Dua Gaya Rambut di Gita Cinta dari SMA dan Puspa Indah Taman Hati
Selain dari segi cerita, ada satu hal lagi yang gue perhatikan dari kedua film ini: penampilan Ratna. Ada perbedaan yang mencolok antara Ratna di Gita Cinta dari SMA dan Puspa Indah Taman Hati.
Di film Gita Cinta, Ratna berambut keriting dan pendek. Sementara di film Puspa Indah, Ratna berambut lurus dan panjang, dengan poni yang menutupi keningnya.
Sebagai mahasiswi, Ratna digambarkan berpenampilan modis dengan tubuh ramping dan celana jeans. Penampilannya mirip sama cewek-cewek di film drama Korea.
Seiring berjalannya waktu, gue jadi paham, karakter tokoh itu harus berkembang seiring dengan cerita. Nggak cuma kepribadiannya aja (inside), tapi juga penampilannya (outside).
Itulah pengalaman kecil dan kesan gue setelah baca novel dan nonton film Gita Cinta dari SMA dan Puspa Indah Taman Hati.

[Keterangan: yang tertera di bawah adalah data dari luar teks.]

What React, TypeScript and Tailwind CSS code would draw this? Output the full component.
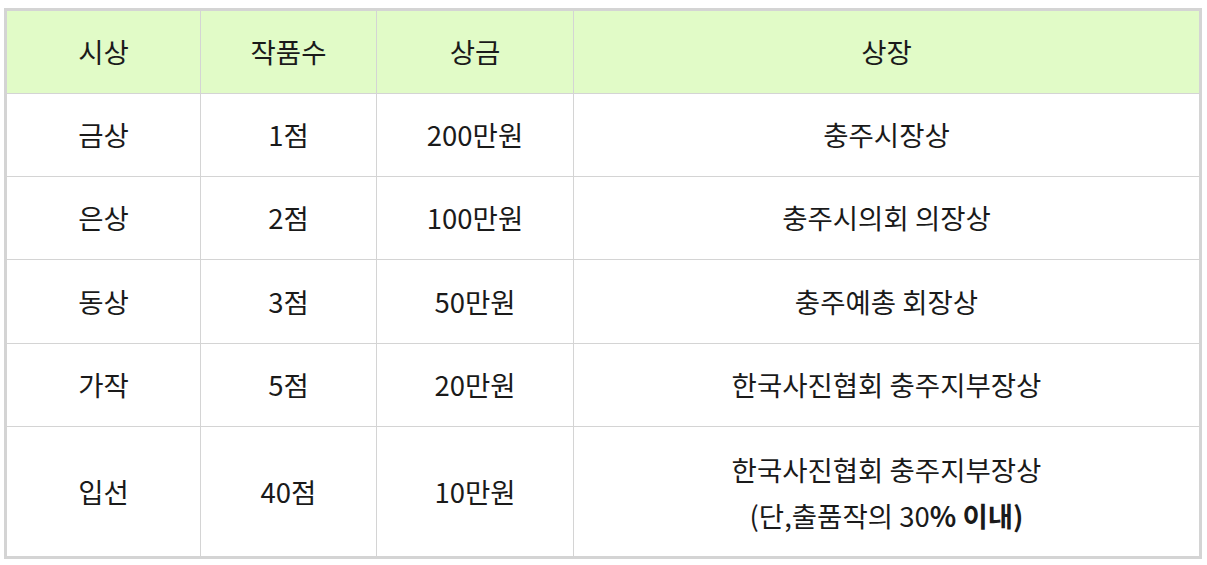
import React from 'react';

const rows = [
  { prize: '금상', count: '1점', money: '200만원', award: '충주시장상', h: 'h-[83px]' },
  { prize: '은상', count: '2점', money: '100만원', award: '충주시의회 의장상', h: 'h-[83px]' },
  { prize: '동상', count: '3점', money: '50만원', award: '충주예총 회장상', h: 'h-[84px]' },
  { prize: '가작', count: '5점', money: '20만원', award: '한국사진협회 충주지부장상', h: 'h-[83px]' },
];

const cell = 'border border-[#d4d4d4] text-center align-middle';

const App: React.FC = () => {
  return (
    <div
      className="bg-white pl-[4px] pt-[8px] text-[27.5px] text-[#1a1a1a]"
      style={{ fontFamily: '"Noto Sans CJK KR", "Noto Sans", sans-serif' }}
    >
      <table className="w-[1198px] table-fixed border-collapse border-[3px] border-[#d4d4d4]">
        <colgroup>
          <col className="w-[195px]" />
          <col className="w-[176px]" />
          <col className="w-[197px]" />
          <col />
        </colgroup>
        <thead>
          <tr className="h-[84px] bg-[#e1fbc7]">
            <th className={`${cell} font-normal`}>시상</th>
            <th className={`${cell} font-normal`}>작품수</th>
            <th className={`${cell} font-normal`}>상금</th>
            <th className={`${cell} font-normal`}>상장</th>
          </tr>
        </thead>
        <tbody>
          {rows.map((r, i) => (
            <tr key={i} className={r.h}>
              <td className={cell}>{r.prize}</td>
              <td className={cell}>{r.count}</td>
              <td className={cell}>{r.money}</td>
              <td className={cell}>{r.award}</td>
            </tr>
          ))}
          <tr className="h-[131px]">
            <td className={cell}>입선</td>
            <td className={cell}>40점</td>
            <td className={cell}>10만원</td>
            <td className={`${cell} leading-[46px]`}>
              <div>한국사진협회 충주지부장상</div>
              <div>
                (단,출품작의 30<span className="font-semibold">% 이내)</span>
              </div>
            </td>
          </tr>
        </tbody>
      </table>
    </div>
  );
};

export default App;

Pengalaman ini ikut memperkaya hidup gue, terutama pas gue memutuskan untuk berkarir sebagai editor di dunia penerbitan. Sekaligus, sesekali nulis fiksi dan nonfiksi dengan gaya naratif pilihan gue.
Eddy D Iskandar adalah penulis novel remaja produktif era 80-an, dikenal luas melalui karya ikoniknya, “Gita Cinta dari SMA”. Novel tersebut meraih kesuksesan besar, kemudian diadaptasi menjadi film layar lebar yang populer dengan lagu tema yang meledak di pasaran. Penulis artikel ini mulai mengenal dan menggemari novel-novel Eddy D Iskandar, khususnya “Gita Cinta dari SMA”, saat berlibur di Surabaya. Gaya penulisan yang ringan, bahasa populer, dan sentuhan romansa membuat novelnya sangat membekas.
Kesuksesan “Gita Cinta dari SMA” mendorong Eddy D Iskandar menulis sekuelnya, “Puspa Indah Taman Hati”, yang mengisahkan transisi tokoh utama ke kehidupan perkuliahan. Kedua novel ini kemudian diadaptasi ke film layar lebar, dibintangi Rano Karno dan Yessy Gusman. Penulis merasa bahwa visualisasi film tidak selalu seindah imajinasi pribadi dari membaca, namun pengalaman ini memberikan pemahaman tentang proses adaptasi karya. Perbedaan penampilan karakter utama, Ratna, di kedua film juga diamati, menunjukkan pengembangan karakter seiring waktu.